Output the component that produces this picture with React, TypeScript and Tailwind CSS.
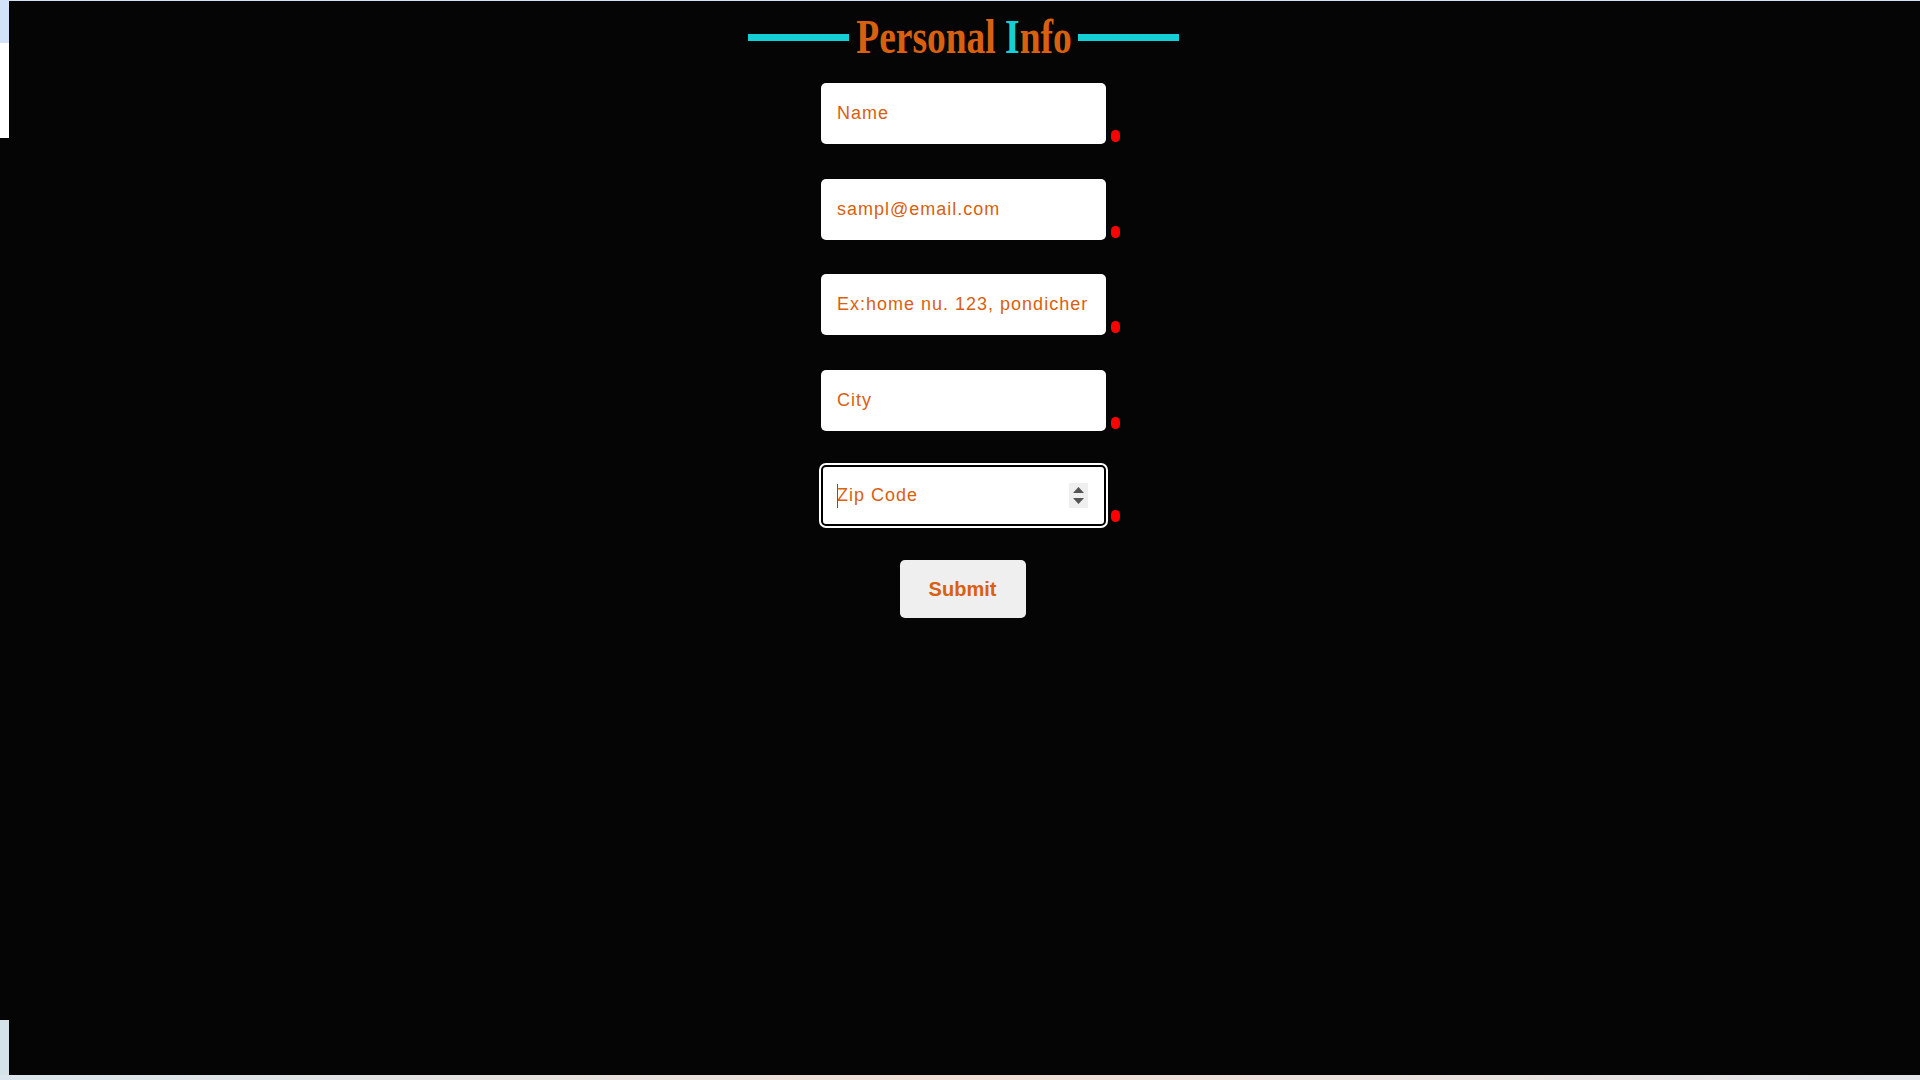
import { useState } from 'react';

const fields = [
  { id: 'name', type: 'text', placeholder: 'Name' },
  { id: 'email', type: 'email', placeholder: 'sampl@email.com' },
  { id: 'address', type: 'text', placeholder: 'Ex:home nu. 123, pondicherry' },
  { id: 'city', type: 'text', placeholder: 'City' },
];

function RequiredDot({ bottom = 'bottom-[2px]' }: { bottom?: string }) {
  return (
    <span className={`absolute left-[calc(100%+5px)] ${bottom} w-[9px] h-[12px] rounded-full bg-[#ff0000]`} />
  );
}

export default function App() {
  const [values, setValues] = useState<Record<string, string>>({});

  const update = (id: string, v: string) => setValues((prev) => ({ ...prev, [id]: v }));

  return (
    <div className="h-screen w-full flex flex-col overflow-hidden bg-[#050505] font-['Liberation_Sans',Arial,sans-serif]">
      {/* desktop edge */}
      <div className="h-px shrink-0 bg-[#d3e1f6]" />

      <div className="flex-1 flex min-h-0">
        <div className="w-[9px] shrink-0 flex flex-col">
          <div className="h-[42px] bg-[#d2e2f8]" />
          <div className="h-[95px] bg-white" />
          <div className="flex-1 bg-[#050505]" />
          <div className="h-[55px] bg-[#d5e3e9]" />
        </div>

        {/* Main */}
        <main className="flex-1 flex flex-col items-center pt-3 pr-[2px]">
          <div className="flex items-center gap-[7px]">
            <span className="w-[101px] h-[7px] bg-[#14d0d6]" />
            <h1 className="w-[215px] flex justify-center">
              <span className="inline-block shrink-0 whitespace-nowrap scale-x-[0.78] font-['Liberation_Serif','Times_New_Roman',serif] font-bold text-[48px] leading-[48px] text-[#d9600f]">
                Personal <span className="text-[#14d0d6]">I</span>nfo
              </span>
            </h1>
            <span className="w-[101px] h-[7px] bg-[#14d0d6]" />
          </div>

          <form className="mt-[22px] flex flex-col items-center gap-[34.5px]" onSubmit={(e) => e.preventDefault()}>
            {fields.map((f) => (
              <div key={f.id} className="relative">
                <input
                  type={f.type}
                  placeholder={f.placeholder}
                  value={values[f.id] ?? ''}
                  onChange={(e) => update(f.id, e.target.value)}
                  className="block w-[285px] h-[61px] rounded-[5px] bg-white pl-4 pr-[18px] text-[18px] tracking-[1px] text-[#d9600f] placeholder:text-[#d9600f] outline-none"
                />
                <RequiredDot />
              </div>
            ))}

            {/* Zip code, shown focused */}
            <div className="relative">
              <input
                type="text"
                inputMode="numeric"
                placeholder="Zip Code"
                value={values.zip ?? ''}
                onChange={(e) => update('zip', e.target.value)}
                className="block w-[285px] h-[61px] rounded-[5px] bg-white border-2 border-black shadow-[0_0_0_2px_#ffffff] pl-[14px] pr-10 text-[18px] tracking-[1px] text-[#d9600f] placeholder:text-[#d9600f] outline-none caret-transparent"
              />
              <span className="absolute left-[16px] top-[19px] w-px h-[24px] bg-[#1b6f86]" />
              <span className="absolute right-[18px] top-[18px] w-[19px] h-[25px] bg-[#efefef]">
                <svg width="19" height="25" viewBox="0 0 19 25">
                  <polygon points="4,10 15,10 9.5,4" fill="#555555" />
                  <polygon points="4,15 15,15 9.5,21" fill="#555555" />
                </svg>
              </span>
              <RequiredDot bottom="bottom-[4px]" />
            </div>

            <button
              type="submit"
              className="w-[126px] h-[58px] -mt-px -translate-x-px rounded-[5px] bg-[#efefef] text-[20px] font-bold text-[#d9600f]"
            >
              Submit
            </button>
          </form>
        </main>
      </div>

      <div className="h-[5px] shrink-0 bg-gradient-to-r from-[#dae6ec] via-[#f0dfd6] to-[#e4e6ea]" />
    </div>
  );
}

• [The problem] Extract, word for word, each line from the top of the data down to and including the line with "const update = (id: string, v: string)"; skip the pictures.

• [Correct response]
Output the component that produces this picture with React, TypeScript and Tailwind CSS.
import { useState } from 'react';

const fields = [
  { id: 'name', type: 'text', placeholder: 'Name' },
  { id: 'email', type: 'email', placeholder: 'sampl@email.com' },
  { id: 'address', type: 'text', placeholder: 'Ex:home nu. 123, pondicherry' },
  { id: 'city', type: 'text', placeholder: 'City' },
];

function RequiredDot({ bottom = 'bottom-[2px]' }: { bottom?: string }) {
  return (
    <span className={`absolute left-[calc(100%+5px)] ${bottom} w-[9px] h-[12px] rounded-full bg-[#ff0000]`} />
  );
}

export default function App() {
  const [values, setValues] = useState<Record<string, string>>({});

  const update = (id: string, v: string) => setValues((prev) => ({ ...prev, [id]: v }));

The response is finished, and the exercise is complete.